While countless shelters and organizations are working around the clock to get people off the streets and into temporary housing, there’s also people like Ed Harmon who are working by themselves to get people shelter.


Harmon, 72, is a service officer with the American Legion in Boothbay, Maine, and he turns cargo trailers into temporary housing for fellow military veterans.


“Now the vets are not going to freeze, and that’s the whole idea of it,” Harmon said. “We’re keeping them alive.”

Harmon, a Vietnam veteran, formed the group, Veterans Emergency Temporary Shelter (VETS) with a few members of the American Legion after learning about a veteran who died while sleeping under a bridge as he waited for government assistance.

“We were told there was no answer to this problem,” Harmon told The Lincoln County News in October 2020. “There is always a solution.
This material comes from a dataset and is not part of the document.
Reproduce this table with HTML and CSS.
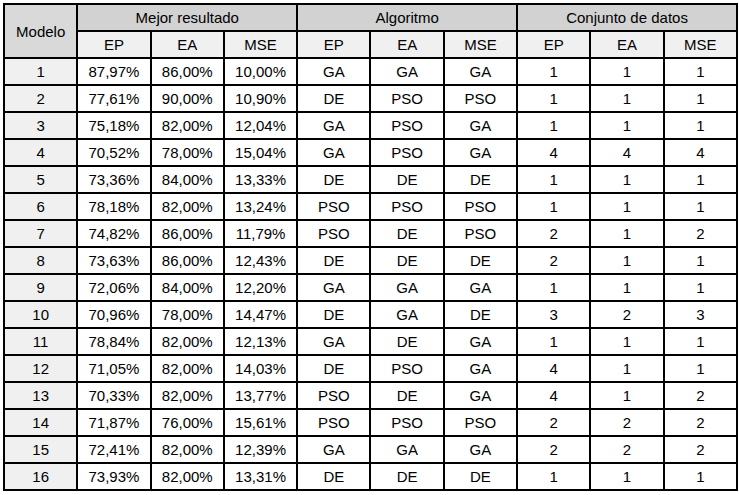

There’s no obstacle we’ve come across that we can’t overcome.”

So Harmon, along with fellow Legionnaires John Hargreaves and Arthur Richardson, started building temporary housing for any veteran in need of assistance while they waited for verification of their veteran status.

Since they rely on an honor system, it’s possible they could house someone who isn’t a veteran, which to them isn’t much of an issue.

“If we find out later that they weren’t a veteran, the worst thing we did was help someone in need,” David Patch, commander of the Charles E. Sherman Jr. American Legion Post 36 said.

But, it means they don’t receive any money for their trailers. They have to rely on donations.


Each trailer turned home has a bed, refrigerator, commode, microwave, and heater.

Their goal was and still is to build 12 temporary housing trailers for homeless veterans.

They currently have five built.

The trailers are available for any veteran in Maine.

One veteran, who used it approximately 110 miles from its original location, was elated to have a place to stay.

“He [the veteran] opened the door and he walked in, and he sat on the bed and said ‘I died and just went to heaven.’ It makes you feel pretty good,” Harmon said.

This is such a great idea. Thank you Ed for building these temporary homes for veterans!